» WHAT IS NEEDED: Omit all images, then return the remaining material exactly as it stands.

» PROVIDED DATA:

"""

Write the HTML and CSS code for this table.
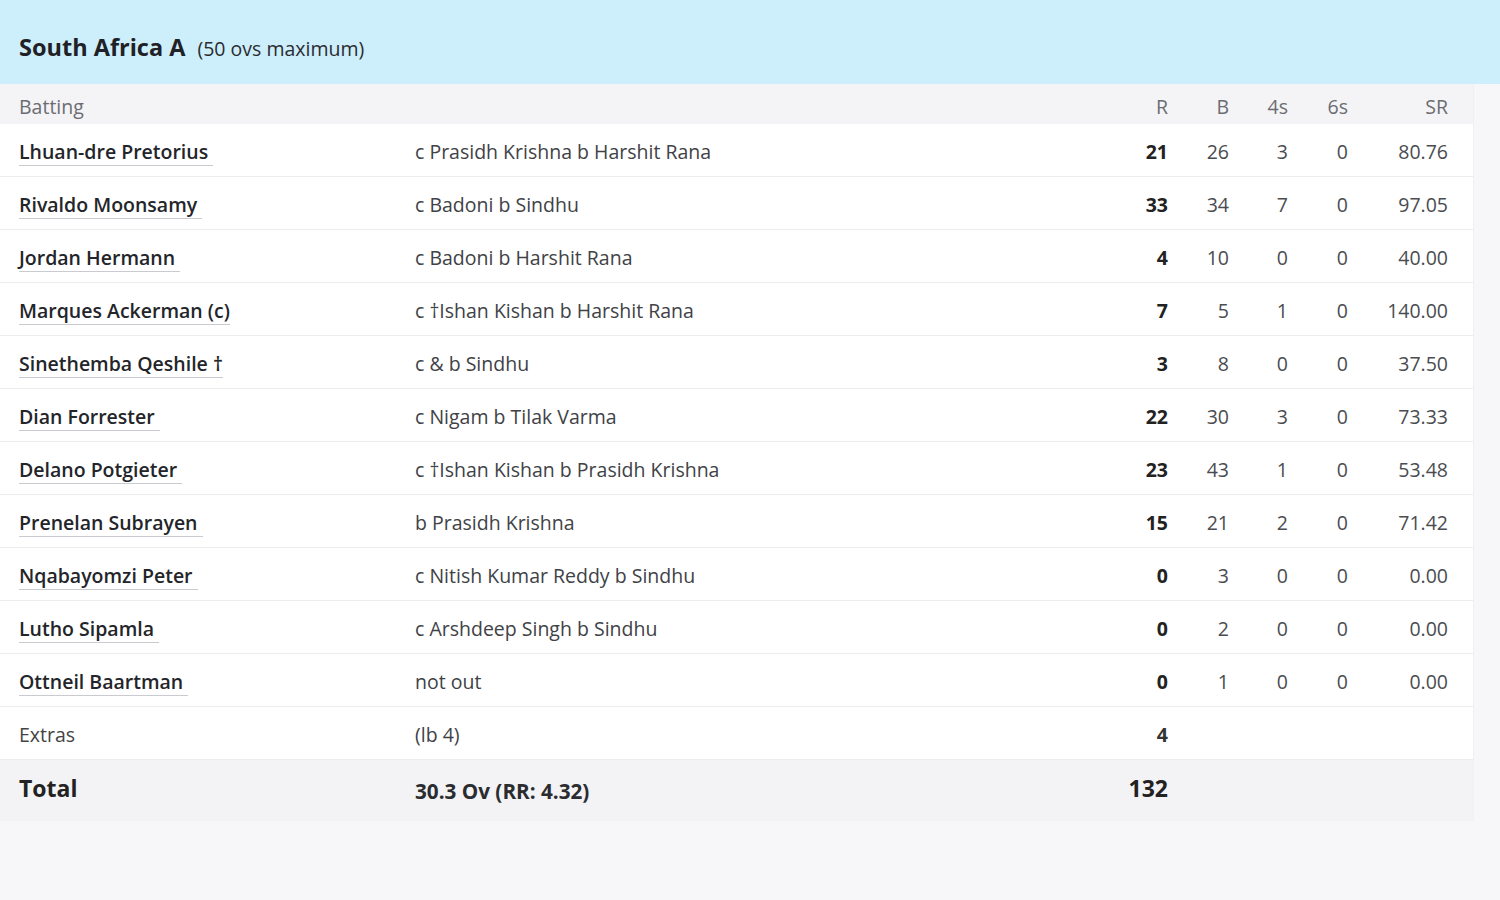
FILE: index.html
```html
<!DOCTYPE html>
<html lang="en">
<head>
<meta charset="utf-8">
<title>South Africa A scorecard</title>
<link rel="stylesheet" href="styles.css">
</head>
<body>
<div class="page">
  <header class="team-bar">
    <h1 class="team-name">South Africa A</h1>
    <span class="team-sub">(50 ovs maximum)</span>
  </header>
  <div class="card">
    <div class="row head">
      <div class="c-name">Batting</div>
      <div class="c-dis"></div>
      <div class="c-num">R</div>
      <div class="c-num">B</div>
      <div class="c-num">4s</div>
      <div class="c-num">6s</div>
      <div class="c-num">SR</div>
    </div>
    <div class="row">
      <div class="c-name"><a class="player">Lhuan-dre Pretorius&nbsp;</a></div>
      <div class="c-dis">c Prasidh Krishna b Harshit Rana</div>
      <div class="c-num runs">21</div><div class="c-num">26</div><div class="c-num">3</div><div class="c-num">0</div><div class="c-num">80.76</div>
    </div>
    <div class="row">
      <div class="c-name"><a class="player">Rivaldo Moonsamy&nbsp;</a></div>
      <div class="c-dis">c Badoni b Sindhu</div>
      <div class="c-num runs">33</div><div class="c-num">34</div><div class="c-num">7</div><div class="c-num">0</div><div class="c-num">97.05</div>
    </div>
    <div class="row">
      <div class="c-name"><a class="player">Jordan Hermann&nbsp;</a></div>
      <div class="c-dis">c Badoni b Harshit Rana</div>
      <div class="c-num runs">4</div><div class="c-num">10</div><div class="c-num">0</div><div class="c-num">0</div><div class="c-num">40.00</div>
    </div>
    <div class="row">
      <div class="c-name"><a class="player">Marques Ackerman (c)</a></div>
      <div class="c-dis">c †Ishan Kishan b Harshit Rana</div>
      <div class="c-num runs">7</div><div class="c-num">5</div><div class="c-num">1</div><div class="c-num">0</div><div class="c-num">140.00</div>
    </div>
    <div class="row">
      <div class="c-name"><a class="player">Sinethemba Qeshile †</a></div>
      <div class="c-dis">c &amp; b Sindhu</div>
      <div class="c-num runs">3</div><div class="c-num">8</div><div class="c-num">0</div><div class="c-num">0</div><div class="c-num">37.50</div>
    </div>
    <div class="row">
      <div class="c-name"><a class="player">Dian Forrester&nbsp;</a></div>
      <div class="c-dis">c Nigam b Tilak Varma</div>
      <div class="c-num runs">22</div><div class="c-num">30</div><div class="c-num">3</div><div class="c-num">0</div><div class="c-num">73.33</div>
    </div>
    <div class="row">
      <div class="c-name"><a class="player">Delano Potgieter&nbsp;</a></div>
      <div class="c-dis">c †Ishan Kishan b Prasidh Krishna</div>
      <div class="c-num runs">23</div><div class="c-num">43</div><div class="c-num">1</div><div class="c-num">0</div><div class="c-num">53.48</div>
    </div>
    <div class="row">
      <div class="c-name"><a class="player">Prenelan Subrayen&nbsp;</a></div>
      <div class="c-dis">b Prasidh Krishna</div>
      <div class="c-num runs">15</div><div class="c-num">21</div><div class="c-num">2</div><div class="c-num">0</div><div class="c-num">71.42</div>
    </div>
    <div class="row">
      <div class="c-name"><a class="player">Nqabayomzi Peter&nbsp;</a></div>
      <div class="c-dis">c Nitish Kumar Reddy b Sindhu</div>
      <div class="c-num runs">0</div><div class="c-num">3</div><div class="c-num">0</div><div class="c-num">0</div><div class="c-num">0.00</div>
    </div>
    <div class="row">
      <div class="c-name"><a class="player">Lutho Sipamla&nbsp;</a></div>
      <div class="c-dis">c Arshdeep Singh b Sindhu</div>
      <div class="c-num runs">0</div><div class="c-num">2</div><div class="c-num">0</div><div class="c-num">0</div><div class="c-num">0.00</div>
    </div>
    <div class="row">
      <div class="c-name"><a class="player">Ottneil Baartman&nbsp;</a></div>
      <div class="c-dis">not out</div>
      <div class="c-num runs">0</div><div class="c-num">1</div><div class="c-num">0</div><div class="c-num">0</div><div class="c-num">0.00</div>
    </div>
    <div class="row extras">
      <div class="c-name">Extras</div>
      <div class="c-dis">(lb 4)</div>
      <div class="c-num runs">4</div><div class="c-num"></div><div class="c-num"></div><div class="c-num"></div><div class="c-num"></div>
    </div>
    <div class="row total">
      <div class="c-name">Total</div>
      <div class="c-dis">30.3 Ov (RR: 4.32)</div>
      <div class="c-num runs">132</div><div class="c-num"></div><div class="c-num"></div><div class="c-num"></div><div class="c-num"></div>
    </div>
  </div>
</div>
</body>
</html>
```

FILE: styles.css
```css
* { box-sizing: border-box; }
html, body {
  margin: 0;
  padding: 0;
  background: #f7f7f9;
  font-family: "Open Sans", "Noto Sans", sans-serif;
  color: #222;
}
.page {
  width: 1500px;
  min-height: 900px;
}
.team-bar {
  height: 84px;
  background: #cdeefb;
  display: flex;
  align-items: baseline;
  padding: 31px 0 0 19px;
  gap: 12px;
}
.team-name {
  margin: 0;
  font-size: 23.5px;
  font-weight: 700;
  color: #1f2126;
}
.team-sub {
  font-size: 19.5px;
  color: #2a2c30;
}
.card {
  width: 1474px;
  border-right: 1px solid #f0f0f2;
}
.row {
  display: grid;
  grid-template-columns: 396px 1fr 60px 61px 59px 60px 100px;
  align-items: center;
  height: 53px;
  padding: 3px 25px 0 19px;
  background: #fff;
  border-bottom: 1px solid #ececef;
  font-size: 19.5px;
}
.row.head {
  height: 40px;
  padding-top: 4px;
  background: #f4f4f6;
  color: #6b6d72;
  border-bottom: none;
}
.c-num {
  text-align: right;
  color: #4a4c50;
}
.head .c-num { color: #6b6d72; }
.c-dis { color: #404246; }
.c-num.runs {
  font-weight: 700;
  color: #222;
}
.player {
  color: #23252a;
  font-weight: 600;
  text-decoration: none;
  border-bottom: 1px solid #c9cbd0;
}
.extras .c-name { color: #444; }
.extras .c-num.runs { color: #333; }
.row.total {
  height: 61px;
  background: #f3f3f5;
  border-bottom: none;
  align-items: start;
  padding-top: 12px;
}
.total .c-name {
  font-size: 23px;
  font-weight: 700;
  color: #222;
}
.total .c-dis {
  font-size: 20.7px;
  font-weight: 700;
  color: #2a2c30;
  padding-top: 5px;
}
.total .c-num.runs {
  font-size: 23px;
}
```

"""

» ANSWER FOR THIS EXERCISE:
Write the HTML and CSS code for this table.
FILE: index.html
```html
<!DOCTYPE html>
<html lang="en">
<head>
<meta charset="utf-8">
<title>South Africa A scorecard</title>
<link rel="stylesheet" href="styles.css">
</head>
<body>
<div class="page">
  <header class="team-bar">
    <h1 class="team-name">South Africa A</h1>
    <span class="team-sub">(50 ovs maximum)</span>
  </header>
  <div class="card">
    <div class="row head">
      <div class="c-name">Batting</div>
      <div class="c-dis"></div>
      <div class="c-num">R</div>
      <div class="c-num">B</div>
      <div class="c-num">4s</div>
      <div class="c-num">6s</div>
      <div class="c-num">SR</div>
    </div>
    <div class="row">
      <div class="c-name"><a class="player">Lhuan-dre Pretorius&nbsp;</a></div>
      <div class="c-dis">c Prasidh Krishna b Harshit Rana</div>
      <div class="c-num runs">21</div><div class="c-num">26</div><div class="c-num">3</div><div class="c-num">0</div><div class="c-num">80.76</div>
    </div>
    <div class="row">
      <div class="c-name"><a class="player">Rivaldo Moonsamy&nbsp;</a></div>
      <div class="c-dis">c Badoni b Sindhu</div>
      <div class="c-num runs">33</div><div class="c-num">34</div><div class="c-num">7</div><div class="c-num">0</div><div class="c-num">97.05</div>
    </div>
    <div class="row">
      <div class="c-name"><a class="player">Jordan Hermann&nbsp;</a></div>
      <div class="c-dis">c Badoni b Harshit Rana</div>
      <div class="c-num runs">4</div><div class="c-num">10</div><div class="c-num">0</div><div class="c-num">0</div><div class="c-num">40.00</div>
    </div>
    <div class="row">
      <div class="c-name"><a class="player">Marques Ackerman (c)</a></div>
      <div class="c-dis">c †Ishan Kishan b Harshit Rana</div>
      <div class="c-num runs">7</div><div class="c-num">5</div><div class="c-num">1</div><div class="c-num">0</div><div class="c-num">140.00</div>
    </div>
    <div class="row">
      <div class="c-name"><a class="player">Sinethemba Qeshile †</a></div>
      <div class="c-dis">c &amp; b Sindhu</div>
      <div class="c-num runs">3</div><div class="c-num">8</div><div class="c-num">0</div><div class="c-num">0</div><div class="c-num">37.50</div>
    </div>
    <div class="row">
      <div class="c-name"><a class="player">Dian Forrester&nbsp;</a></div>
      <div class="c-dis">c Nigam b Tilak Varma</div>
      <div class="c-num runs">22</div><div class="c-num">30</div><div class="c-num">3</div><div class="c-num">0</div><div class="c-num">73.33</div>
    </div>
    <div class="row">
      <div class="c-name"><a class="player">Delano Potgieter&nbsp;</a></div>
      <div class="c-dis">c †Ishan Kishan b Prasidh Krishna</div>
      <div class="c-num runs">23</div><div class="c-num">43</div><div class="c-num">1</div><div class="c-num">0</div><div class="c-num">53.48</div>
    </div>
    <div class="row">
      <div class="c-name"><a class="player">Prenelan Subrayen&nbsp;</a></div>
      <div class="c-dis">b Prasidh Krishna</div>
      <div class="c-num runs">15</div><div class="c-num">21</div><div class="c-num">2</div><div class="c-num">0</div><div class="c-num">71.42</div>
    </div>
    <div class="row">
      <div class="c-name"><a class="player">Nqabayomzi Peter&nbsp;</a></div>
      <div class="c-dis">c Nitish Kumar Reddy b Sindhu</div>
      <div class="c-num runs">0</div><div class="c-num">3</div><div class="c-num">0</div><div class="c-num">0</div><div class="c-num">0.00</div>
    </div>
    <div class="row">
      <div class="c-name"><a class="player">Lutho Sipamla&nbsp;</a></div>
      <div class="c-dis">c Arshdeep Singh b Sindhu</div>
      <div class="c-num runs">0</div><div class="c-num">2</div><div class="c-num">0</div><div class="c-num">0</div><div class="c-num">0.00</div>
    </div>
    <div class="row">
      <div class="c-name"><a class="player">Ottneil Baartman&nbsp;</a></div>
      <div class="c-dis">not out</div>
      <div class="c-num runs">0</div><div class="c-num">1</div><div class="c-num">0</div><div class="c-num">0</div><div class="c-num">0.00</div>
    </div>
    <div class="row extras">
      <div class="c-name">Extras</div>
      <div class="c-dis">(lb 4)</div>
      <div class="c-num runs">4</div><div class="c-num"></div><div class="c-num"></div><div class="c-num"></div><div class="c-num"></div>
    </div>
    <div class="row total">
      <div class="c-name">Total</div>
      <div class="c-dis">30.3 Ov (RR: 4.32)</div>
      <div class="c-num runs">132</div><div class="c-num"></div><div class="c-num"></div><div class="c-num"></div><div class="c-num"></div>
    </div>
  </div>
</div>
</body>
</html>
```

FILE: styles.css
```css
* { box-sizing: border-box; }
html, body {
  margin: 0;
  padding: 0;
  background: #f7f7f9;
  font-family: "Open Sans", "Noto Sans", sans-serif;
  color: #222;
}
.page {
  width: 1500px;
  min-height: 900px;
}
.team-bar {
  height: 84px;
  background: #cdeefb;
  display: flex;
  align-items: baseline;
  padding: 31px 0 0 19px;
  gap: 12px;
}
.team-name {
  margin: 0;
  font-size: 23.5px;
  font-weight: 700;
  color: #1f2126;
}
.team-sub {
  font-size: 19.5px;
  color: #2a2c30;
}
.card {
  width: 1474px;
  border-right: 1px solid #f0f0f2;
}
.row {
  display: grid;
  grid-template-columns: 396px 1fr 60px 61px 59px 60px 100px;
  align-items: center;
  height: 53px;
  padding: 3px 25px 0 19px;
  background: #fff;
  border-bottom: 1px solid #ececef;
  font-size: 19.5px;
}
.row.head {
  height: 40px;
  padding-top: 4px;
  background: #f4f4f6;
  color: #6b6d72;
  border-bottom: none;
}
.c-num {
  text-align: right;
  color: #4a4c50;
}
.head .c-num { color: #6b6d72; }
.c-dis { color: #404246; }
.c-num.runs {
  font-weight: 700;
  color: #222;
}
.player {
  color: #23252a;
  font-weight: 600;
  text-decoration: none;
  border-bottom: 1px solid #c9cbd0;
}
.extras .c-name { color: #444; }
.extras .c-num.runs { color: #333; }
.row.total {
  height: 61px;
  background: #f3f3f5;
  border-bottom: none;
  align-items: start;
  padding-top: 12px;
}
.total .c-name {
  font-size: 23px;
  font-weight: 700;
  color: #222;
}
.total .c-dis {
  font-size: 20.7px;
  font-weight: 700;
  color: #2a2c30;
  padding-top: 5px;
}
.total .c-num.runs {
  font-size: 23px;
}
```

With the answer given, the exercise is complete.